Port Translation without "no dest nat" option

thuchaponthuchapon Member
Hello,

I need to create a virtual port that translate port and dest. But the ACOS force me to check "no dest nat" first before allow me to check "port translation".

So A10 can't translate port and dest in the same virtual port/service? Am I correct?

Comments

  • diederikdiederik Member
    edited March 2016
    No you are not correct, A10 can translate port and destination in the same virtual port/service.
    And that is default behaviour.

    Lets look at the following config:
    slb server server1 10.0.0.101
       port 80 tcp
    slb server server2 10.0.0.102
       port 8080 tcp
    
    slb service-group webservers tcp
       member server1:80
       member server2:8080
    
    slb virtual-server webservice 192.168.0.200
       port 80 tcp
          service-group webservers
    


    The default operation of this setup is destination nat;
    the client connects to destination IP 192.168.0.200, and when we forward it on to the "real server" it gets nat-ed to the IP of that server, 10.0.0.101 or 10.0.0.102.
    And when server 10.0.0.102 gets selected we have stated that the service runs on port 8080 on that server, so the port gets translated as well.

    "no dest nat" would disable the NAT features to just forward the connection to the MAC of the selected server, you would need that for Direct Server Return, when you want the server to communicate back to the client directly. In that case you do have the option to enable port translation again.
  • thuchaponthuchapon Member
    edited March 2016
    Many thanks. By the way, how to disable "port translation" but enable dest translation? Cab we?
  • diederikdiederik Member
    edited March 2016
    It depends on the setup you are trying to achieve.

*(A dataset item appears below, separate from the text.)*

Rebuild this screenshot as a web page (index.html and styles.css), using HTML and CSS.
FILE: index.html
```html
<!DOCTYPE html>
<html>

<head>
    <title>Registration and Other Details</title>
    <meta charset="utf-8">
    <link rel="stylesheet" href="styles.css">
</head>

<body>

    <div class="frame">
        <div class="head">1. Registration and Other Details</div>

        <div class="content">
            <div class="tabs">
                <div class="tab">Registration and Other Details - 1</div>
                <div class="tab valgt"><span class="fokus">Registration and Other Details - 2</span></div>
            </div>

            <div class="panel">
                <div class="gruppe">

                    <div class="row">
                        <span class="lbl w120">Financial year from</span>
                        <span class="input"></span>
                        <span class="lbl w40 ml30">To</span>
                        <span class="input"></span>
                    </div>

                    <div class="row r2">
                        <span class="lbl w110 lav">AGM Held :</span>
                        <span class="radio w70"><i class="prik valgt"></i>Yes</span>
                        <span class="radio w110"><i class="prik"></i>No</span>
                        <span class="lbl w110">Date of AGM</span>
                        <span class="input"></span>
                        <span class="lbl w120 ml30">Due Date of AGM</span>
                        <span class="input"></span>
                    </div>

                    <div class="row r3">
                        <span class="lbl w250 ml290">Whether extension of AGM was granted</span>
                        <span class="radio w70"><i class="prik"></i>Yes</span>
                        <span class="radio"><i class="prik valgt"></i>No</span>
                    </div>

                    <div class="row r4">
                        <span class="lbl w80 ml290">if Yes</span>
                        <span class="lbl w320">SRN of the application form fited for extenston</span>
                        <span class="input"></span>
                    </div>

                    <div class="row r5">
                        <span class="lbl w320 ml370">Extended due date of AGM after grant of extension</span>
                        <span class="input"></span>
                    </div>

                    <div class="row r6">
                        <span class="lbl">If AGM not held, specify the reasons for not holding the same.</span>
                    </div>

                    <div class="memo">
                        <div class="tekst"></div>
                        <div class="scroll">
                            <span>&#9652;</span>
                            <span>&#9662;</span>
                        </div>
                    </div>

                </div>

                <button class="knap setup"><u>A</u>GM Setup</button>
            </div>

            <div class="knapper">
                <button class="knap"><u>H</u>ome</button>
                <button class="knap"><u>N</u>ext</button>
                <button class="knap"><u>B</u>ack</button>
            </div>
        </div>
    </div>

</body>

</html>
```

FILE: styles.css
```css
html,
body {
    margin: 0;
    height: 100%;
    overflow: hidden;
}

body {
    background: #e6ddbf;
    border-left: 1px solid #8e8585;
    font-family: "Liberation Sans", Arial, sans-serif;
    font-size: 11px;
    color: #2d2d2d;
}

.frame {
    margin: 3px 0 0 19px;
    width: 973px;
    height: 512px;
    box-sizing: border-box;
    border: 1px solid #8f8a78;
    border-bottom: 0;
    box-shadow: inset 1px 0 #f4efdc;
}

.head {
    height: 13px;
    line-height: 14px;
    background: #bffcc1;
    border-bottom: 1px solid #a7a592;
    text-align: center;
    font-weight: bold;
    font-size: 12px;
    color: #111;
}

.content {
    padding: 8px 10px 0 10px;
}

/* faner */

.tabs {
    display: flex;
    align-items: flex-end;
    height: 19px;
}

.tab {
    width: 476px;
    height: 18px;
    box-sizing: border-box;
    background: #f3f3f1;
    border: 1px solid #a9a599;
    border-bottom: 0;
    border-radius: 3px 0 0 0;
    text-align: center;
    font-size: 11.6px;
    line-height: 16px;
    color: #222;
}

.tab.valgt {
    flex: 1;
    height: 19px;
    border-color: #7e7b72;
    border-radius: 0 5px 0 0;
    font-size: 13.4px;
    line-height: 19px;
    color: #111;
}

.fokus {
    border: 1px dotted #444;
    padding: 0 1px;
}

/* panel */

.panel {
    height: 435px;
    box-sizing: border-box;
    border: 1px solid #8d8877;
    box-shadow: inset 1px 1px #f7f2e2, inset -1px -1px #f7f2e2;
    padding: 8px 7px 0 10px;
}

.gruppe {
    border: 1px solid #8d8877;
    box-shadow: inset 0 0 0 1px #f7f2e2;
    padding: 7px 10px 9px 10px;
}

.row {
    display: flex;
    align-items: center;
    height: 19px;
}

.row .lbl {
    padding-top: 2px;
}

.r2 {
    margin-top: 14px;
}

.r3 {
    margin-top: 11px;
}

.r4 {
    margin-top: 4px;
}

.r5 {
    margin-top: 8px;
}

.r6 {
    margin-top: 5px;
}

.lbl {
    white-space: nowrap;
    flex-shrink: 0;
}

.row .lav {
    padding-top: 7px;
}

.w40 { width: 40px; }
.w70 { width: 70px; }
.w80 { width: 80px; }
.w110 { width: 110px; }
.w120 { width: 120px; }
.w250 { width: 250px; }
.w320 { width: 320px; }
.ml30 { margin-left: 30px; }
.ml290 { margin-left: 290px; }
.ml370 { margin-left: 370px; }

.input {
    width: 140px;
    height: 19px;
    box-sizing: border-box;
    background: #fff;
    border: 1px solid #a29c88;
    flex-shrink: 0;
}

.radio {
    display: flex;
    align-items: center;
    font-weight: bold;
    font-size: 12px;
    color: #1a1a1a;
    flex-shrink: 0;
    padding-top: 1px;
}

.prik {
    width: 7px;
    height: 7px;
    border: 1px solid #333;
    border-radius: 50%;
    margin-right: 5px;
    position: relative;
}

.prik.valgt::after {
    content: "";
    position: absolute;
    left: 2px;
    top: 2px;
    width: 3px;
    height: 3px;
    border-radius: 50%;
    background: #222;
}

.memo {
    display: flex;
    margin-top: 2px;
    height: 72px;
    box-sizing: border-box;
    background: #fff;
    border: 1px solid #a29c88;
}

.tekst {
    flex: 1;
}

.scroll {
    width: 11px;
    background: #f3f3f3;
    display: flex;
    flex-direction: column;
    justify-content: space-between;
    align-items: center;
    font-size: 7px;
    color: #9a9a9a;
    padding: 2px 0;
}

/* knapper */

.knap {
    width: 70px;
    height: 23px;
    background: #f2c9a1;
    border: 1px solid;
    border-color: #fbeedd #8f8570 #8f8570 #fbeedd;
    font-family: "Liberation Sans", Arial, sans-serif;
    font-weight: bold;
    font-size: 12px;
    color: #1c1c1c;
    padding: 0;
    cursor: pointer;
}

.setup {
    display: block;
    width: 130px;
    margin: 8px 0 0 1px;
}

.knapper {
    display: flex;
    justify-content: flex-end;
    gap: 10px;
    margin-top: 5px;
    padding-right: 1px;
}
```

    If you have traffic coming into a specific port as in my example, (virtual-server port 80) and you want to map that to the same port on the real-server, simply use the same port. (as I did with server1)

    If you do not want to do anything on the port level, you can do L3 load balancing, port information will then be preserved. You can use that in combination with wildcard VIPs.
  • thuchaponthuchapon Member
    edited March 2016
    If you have traffic coming into a specific port as in my example, (virtual-server port 80) and you want to map that to the same port on the real-server, simply use the same port. (as I did with server1)

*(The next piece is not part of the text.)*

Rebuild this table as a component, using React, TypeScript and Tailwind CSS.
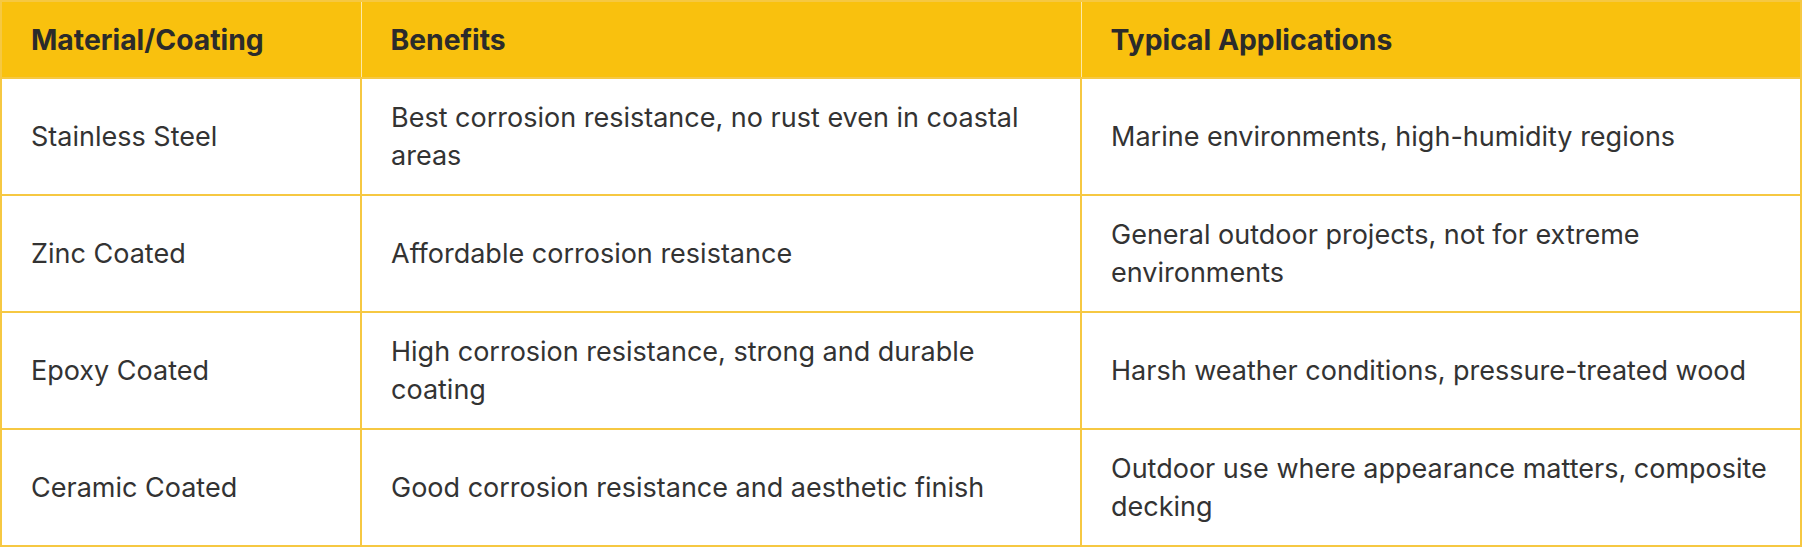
import React from 'react';

// Material / coating comparison table
const rows = [
  {
    material: 'Stainless Steel',
    benefits: 'Best corrosion resistance, no rust even in coastal areas',
    uses: 'Marine environments, high-humidity regions',
  },
  {
    material: 'Zinc Coated',
    benefits: 'Affordable corrosion resistance',
    uses: 'General outdoor projects, not for extreme environments',
  },
  {
    material: 'Epoxy Coated',
    benefits: 'High corrosion resistance, strong and durable coating',
    uses: 'Harsh weather conditions, pressure-treated wood',
  },
  {
    material: 'Ceramic Coated',
    benefits: 'Good corrosion resistance and aesthetic finish',
    uses: 'Outdoor use where appearance matters, composite decking',
  },
];

export default function App() {
  return (
    <div className="w-[1802px] h-[547px] bg-white font-['Inter',_'Liberation_Sans',_sans-serif]">
      <table className="w-full table-fixed border-collapse border-2 border-[#f6c842]">
        <colgroup>
          <col className="w-[20%]" />
          <col className="w-[40%]" />
          <col className="w-[40%]" />
        </colgroup>
        <thead>
          <tr className="bg-[#f9c10e] text-left text-[28.3px] leading-[38px] font-bold text-[#2b2b2b]">
            <th className="h-[77px] px-[29px] py-0 border-r border-[#fde8a6] font-bold">Material/Coating</th>
            <th className="h-[77px] px-[29px] py-0 border-r border-[#fde8a6] font-bold">Benefits</th>
            <th className="h-[77px] px-[29px] py-0 font-bold">Typical Applications</th>
          </tr>
        </thead>
        <tbody className="text-[27px] leading-[38px] text-[#333333]">
          {rows.map((r) => (
            <tr key={r.material} className="h-[117px] border-t-2 border-[#f6c842]">
              <td className="px-[29px] py-[18px] border-r-2 border-[#f6c842] align-middle">{r.material}</td>
              <td className="px-[29px] py-[18px] border-r-2 border-[#f6c842] align-middle">{r.benefits}</td>
              <td className="px-[29px] py-[18px] align-middle">{r.uses}</td>
            </tr>
          ))}
        </tbody>
      </table>
    </div>
  );
}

    I think we can't do like that when each real-server opens on difference port (sv1 8080, sv2 8800, vs 80)

    If you do not want to do anything on the port level, you can do L3 load balancing, port information will then be preserved. You can use that in combination with wildcard VIPs.
    When we do L3 LB, we can't use L5-L7 template right?
  • diederikdiederik Member
    edited March 2016
    What is the use case?

    If you have the service running on different ports on the real-server side;
    sv1 8080
    sv2 8800
    then you need to change the port else it will never get accepted by the real server.

    if you have many different ports on the VIP/virtual-server, then why not create a service-group per port? you can also use port ranges.

    if you really need wildcard ports and revert to L3 load balancing, you can indeed not use L4-7 templates.